◆ Required task:
Within the entries below, please return exactly the lines from the one with "Emit a component" through the one with "import React from 'react';", leaving out any pictures.

[Entries with page source code]
%%

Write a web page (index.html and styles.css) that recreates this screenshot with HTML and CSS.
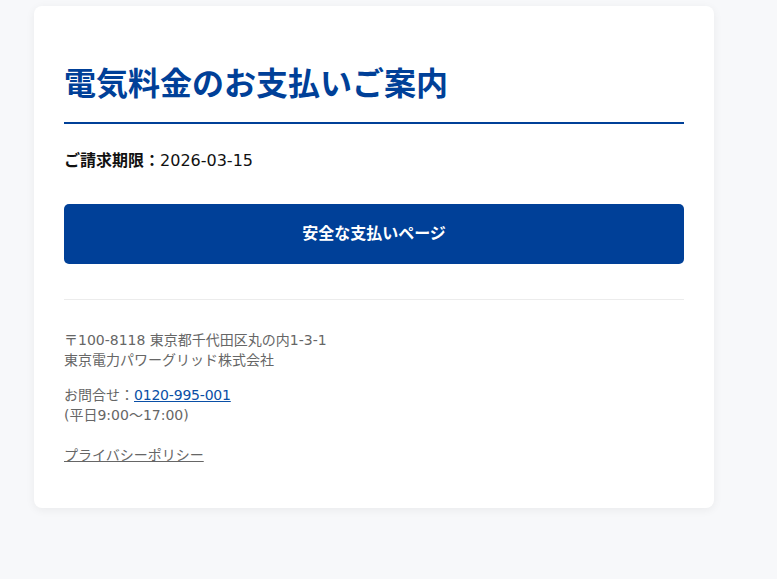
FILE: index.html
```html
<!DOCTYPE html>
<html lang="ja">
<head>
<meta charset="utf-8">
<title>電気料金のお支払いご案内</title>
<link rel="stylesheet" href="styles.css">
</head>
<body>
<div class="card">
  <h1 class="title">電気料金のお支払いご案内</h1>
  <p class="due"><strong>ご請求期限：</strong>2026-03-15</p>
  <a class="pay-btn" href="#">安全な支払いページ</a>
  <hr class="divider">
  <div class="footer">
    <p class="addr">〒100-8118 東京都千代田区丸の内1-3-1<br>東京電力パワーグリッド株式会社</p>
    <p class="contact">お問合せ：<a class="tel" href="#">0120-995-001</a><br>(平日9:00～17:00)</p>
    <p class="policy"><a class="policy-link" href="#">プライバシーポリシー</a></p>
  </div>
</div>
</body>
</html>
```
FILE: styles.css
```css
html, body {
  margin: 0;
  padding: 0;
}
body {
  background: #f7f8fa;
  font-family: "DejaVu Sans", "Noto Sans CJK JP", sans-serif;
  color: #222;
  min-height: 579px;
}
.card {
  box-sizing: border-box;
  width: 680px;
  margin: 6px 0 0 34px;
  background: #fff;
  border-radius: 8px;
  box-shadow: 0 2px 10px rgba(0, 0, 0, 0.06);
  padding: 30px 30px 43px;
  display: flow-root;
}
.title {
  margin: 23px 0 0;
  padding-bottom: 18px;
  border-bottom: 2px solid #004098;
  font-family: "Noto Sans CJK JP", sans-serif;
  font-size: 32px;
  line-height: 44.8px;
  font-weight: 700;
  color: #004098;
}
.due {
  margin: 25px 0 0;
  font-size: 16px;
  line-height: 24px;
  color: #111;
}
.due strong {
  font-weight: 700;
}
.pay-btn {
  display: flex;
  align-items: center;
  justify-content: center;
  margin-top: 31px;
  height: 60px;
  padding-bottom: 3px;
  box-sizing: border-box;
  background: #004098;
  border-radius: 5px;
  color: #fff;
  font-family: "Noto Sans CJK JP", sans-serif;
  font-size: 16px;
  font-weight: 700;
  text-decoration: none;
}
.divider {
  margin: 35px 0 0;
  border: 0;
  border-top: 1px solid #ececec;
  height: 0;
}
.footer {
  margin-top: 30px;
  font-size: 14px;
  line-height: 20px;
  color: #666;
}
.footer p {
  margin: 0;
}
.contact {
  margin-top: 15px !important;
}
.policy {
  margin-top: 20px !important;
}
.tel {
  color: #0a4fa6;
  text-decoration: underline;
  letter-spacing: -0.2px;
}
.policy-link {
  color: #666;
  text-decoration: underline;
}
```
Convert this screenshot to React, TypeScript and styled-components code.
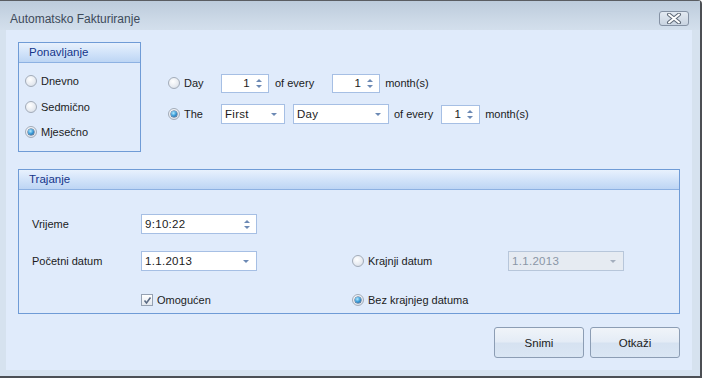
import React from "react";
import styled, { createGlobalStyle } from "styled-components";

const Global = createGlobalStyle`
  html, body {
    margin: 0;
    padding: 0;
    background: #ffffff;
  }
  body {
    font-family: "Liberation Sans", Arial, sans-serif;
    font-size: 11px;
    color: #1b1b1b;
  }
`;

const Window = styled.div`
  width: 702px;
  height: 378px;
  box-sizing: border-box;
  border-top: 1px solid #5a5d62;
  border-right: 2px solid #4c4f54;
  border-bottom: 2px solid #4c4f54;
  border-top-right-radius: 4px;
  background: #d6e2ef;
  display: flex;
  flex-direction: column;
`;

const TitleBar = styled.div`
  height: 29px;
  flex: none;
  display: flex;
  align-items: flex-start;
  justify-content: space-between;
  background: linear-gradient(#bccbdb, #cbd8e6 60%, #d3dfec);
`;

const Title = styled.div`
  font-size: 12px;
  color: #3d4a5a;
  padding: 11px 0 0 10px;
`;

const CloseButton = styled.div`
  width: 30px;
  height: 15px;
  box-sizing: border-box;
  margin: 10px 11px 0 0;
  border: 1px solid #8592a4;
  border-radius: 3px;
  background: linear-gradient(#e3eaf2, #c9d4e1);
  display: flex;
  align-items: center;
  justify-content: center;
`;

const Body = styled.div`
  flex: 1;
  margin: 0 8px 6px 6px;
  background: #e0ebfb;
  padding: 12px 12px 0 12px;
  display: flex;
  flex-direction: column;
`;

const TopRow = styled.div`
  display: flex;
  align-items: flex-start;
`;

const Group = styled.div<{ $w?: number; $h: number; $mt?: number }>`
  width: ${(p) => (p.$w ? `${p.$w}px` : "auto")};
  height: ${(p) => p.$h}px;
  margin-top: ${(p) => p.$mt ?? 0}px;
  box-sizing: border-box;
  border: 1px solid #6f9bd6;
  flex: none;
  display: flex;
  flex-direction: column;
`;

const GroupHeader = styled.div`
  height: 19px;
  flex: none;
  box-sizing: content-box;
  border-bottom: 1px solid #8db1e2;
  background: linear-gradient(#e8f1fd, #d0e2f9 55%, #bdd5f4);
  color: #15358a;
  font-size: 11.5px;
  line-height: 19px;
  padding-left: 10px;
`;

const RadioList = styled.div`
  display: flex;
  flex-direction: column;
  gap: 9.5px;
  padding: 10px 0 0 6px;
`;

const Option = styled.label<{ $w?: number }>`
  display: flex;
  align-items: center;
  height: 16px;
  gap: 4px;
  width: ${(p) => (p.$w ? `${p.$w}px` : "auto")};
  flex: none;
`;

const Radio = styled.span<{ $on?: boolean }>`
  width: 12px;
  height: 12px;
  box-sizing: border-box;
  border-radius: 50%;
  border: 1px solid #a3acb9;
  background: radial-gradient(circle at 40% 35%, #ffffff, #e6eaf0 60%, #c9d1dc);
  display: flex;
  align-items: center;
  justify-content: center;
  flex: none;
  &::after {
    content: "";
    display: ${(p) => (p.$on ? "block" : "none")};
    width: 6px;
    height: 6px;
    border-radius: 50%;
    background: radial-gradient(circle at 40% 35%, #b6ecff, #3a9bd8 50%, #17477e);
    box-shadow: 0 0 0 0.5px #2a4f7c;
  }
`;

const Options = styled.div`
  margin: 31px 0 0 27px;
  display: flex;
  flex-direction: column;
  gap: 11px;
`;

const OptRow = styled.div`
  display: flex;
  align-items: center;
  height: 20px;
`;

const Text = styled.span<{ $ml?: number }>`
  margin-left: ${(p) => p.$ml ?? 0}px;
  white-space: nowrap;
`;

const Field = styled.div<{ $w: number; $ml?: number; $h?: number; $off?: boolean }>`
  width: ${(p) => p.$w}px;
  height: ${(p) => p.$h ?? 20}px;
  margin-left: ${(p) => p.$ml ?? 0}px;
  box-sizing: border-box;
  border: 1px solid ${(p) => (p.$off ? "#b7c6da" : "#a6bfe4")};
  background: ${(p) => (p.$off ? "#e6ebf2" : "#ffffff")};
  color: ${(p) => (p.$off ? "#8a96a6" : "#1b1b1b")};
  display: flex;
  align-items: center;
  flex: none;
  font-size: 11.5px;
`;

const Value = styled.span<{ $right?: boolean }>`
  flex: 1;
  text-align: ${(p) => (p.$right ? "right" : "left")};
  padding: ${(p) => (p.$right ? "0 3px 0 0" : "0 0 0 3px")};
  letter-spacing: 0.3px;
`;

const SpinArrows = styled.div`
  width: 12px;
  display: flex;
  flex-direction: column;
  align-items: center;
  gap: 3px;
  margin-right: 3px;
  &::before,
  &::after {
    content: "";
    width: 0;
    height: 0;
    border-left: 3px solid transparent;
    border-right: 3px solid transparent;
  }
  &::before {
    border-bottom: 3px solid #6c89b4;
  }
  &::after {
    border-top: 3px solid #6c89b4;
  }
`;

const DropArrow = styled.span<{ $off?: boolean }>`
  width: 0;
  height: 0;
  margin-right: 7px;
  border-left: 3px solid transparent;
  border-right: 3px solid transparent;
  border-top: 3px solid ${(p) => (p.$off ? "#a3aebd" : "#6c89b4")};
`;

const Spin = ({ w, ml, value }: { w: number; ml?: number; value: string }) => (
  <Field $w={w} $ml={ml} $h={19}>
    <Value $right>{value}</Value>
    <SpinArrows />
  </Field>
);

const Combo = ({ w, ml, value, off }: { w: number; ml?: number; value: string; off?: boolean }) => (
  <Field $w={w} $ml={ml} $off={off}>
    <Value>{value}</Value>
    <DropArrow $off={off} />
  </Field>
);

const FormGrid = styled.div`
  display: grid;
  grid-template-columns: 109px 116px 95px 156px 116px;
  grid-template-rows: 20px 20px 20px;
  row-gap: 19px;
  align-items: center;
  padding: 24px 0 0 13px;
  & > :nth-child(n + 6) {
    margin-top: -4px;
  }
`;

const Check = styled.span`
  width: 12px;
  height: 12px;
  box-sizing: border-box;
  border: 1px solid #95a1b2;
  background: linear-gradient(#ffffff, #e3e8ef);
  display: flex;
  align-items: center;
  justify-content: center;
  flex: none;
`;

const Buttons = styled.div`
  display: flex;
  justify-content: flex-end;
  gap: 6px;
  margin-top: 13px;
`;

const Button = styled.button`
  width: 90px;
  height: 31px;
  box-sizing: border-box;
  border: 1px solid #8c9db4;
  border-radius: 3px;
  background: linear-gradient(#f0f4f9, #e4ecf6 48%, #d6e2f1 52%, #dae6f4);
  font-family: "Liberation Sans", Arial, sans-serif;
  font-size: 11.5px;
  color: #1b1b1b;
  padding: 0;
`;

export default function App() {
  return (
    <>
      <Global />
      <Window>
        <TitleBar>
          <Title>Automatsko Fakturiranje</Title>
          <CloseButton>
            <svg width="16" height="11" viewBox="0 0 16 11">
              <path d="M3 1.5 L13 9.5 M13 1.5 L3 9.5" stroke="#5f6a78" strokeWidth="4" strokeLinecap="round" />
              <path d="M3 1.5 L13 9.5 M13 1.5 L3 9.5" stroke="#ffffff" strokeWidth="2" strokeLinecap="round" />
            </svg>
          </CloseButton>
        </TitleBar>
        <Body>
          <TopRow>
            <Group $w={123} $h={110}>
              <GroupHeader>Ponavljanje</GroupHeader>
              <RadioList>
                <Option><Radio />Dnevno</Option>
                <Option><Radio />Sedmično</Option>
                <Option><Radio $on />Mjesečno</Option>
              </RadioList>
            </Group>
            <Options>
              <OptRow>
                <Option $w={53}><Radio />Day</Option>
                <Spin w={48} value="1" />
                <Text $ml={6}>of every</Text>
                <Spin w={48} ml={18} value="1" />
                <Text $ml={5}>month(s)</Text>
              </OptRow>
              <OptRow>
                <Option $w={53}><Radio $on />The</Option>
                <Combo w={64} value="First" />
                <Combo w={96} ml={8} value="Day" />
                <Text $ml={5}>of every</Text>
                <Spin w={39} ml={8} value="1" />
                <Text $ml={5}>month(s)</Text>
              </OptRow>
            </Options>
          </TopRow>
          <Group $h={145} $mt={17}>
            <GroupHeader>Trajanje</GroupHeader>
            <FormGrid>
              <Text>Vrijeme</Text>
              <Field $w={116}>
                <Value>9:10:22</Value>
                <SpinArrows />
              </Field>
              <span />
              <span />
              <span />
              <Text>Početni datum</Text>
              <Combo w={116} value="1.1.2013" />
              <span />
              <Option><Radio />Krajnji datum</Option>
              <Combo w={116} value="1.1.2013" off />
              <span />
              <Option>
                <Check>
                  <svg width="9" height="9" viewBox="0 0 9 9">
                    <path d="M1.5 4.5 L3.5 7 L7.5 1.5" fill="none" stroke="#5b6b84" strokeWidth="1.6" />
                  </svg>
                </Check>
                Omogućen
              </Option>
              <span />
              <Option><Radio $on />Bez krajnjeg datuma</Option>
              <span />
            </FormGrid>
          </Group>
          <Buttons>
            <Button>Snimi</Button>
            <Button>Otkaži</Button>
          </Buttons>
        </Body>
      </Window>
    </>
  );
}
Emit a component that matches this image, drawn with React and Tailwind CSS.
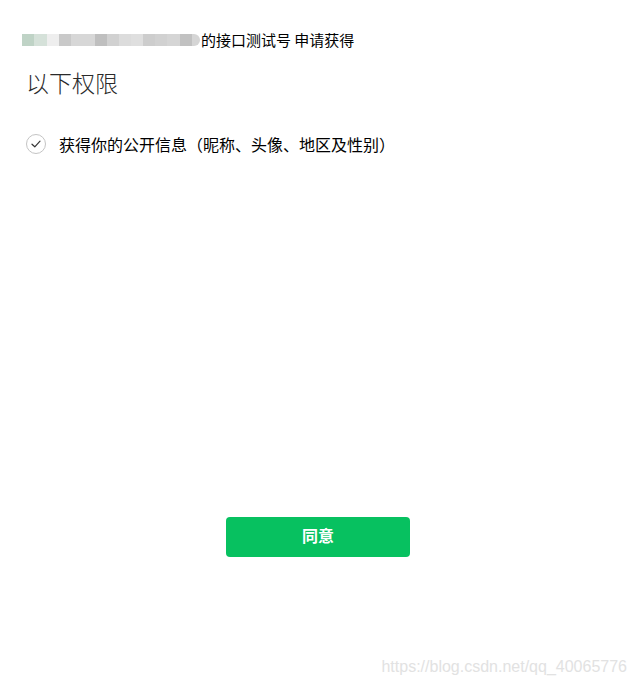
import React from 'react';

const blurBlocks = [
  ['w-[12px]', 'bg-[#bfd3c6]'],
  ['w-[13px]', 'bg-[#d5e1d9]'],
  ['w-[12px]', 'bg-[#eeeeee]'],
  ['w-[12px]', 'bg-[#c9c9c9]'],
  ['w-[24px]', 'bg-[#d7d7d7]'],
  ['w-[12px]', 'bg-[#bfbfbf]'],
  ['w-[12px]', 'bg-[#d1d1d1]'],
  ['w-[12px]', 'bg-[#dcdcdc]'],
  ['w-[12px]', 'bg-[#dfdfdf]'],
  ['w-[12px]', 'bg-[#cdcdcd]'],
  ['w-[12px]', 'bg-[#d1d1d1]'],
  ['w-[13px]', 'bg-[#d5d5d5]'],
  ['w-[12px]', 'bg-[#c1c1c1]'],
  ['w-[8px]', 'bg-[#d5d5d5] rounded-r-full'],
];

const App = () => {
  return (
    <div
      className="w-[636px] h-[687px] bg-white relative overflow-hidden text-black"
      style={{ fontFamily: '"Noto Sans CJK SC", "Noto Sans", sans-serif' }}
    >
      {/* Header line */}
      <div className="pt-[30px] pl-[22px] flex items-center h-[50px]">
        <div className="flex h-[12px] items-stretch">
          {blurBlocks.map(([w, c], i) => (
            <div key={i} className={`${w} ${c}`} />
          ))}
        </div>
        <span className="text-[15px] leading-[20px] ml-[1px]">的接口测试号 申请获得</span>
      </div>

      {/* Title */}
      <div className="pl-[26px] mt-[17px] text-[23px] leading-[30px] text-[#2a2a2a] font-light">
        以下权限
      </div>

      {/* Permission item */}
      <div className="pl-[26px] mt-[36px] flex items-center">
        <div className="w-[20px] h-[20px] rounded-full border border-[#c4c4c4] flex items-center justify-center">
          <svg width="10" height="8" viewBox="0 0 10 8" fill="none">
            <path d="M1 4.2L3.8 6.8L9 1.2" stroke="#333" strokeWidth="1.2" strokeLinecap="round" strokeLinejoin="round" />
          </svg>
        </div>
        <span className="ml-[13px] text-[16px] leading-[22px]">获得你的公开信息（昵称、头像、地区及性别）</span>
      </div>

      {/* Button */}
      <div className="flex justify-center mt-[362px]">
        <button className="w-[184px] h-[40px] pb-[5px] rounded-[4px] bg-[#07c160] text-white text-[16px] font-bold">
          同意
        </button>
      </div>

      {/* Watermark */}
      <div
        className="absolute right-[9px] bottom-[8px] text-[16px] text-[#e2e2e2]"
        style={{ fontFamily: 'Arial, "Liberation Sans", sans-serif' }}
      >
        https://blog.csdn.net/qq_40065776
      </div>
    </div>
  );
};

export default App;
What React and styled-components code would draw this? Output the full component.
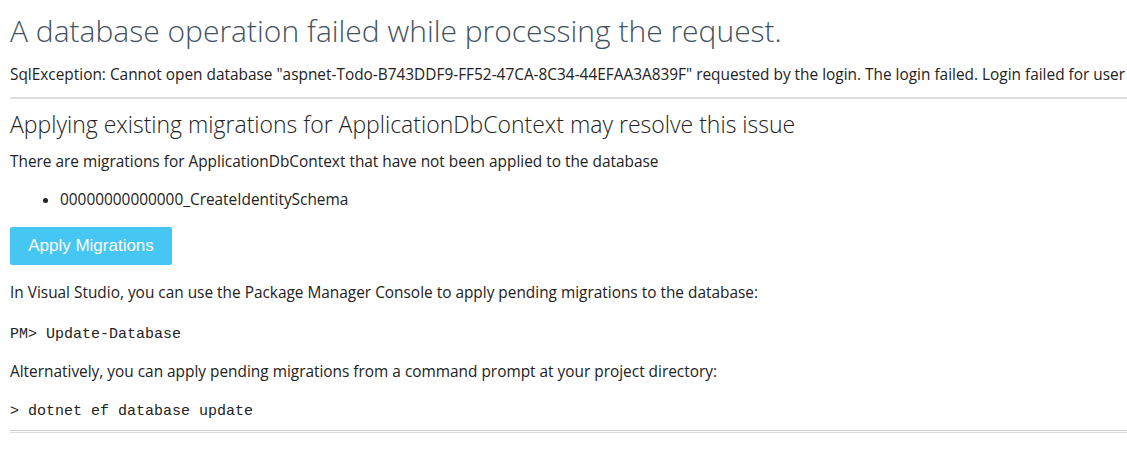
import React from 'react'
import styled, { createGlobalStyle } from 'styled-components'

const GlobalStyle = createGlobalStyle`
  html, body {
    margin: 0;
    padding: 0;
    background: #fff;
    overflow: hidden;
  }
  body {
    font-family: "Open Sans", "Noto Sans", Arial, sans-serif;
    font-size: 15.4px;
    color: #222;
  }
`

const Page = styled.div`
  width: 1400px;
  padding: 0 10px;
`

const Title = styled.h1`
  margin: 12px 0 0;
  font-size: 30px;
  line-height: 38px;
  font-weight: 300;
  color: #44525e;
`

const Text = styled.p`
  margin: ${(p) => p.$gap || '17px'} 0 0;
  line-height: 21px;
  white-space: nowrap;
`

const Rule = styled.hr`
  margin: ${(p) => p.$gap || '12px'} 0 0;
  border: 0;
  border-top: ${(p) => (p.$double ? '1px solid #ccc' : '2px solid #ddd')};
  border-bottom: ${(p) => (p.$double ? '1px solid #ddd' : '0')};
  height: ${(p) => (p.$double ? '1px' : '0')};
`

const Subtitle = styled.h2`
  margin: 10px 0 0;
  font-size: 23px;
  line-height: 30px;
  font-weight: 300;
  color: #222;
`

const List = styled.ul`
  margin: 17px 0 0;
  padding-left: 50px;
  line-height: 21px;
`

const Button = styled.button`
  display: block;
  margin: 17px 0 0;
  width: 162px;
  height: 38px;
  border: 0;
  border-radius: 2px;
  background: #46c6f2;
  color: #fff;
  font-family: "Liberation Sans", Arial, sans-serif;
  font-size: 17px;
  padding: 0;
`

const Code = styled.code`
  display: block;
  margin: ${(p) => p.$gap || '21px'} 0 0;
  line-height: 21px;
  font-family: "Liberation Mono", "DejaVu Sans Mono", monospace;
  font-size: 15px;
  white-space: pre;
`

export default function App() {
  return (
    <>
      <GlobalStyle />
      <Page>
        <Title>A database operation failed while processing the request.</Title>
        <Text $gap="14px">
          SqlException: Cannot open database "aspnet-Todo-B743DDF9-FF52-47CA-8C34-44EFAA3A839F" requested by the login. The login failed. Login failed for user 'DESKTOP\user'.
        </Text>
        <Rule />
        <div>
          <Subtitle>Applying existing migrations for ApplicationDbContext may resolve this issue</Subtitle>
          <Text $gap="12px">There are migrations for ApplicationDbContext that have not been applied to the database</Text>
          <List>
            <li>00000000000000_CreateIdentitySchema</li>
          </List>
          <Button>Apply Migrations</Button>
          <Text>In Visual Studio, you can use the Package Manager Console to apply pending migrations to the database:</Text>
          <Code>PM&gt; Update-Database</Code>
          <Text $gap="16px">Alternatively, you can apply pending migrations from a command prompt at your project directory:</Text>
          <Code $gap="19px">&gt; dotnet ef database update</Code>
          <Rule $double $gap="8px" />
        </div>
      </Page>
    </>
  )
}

%%

◆ Output below:
Emit a component that matches this image, drawn with React and Tailwind CSS.
import React from 'react';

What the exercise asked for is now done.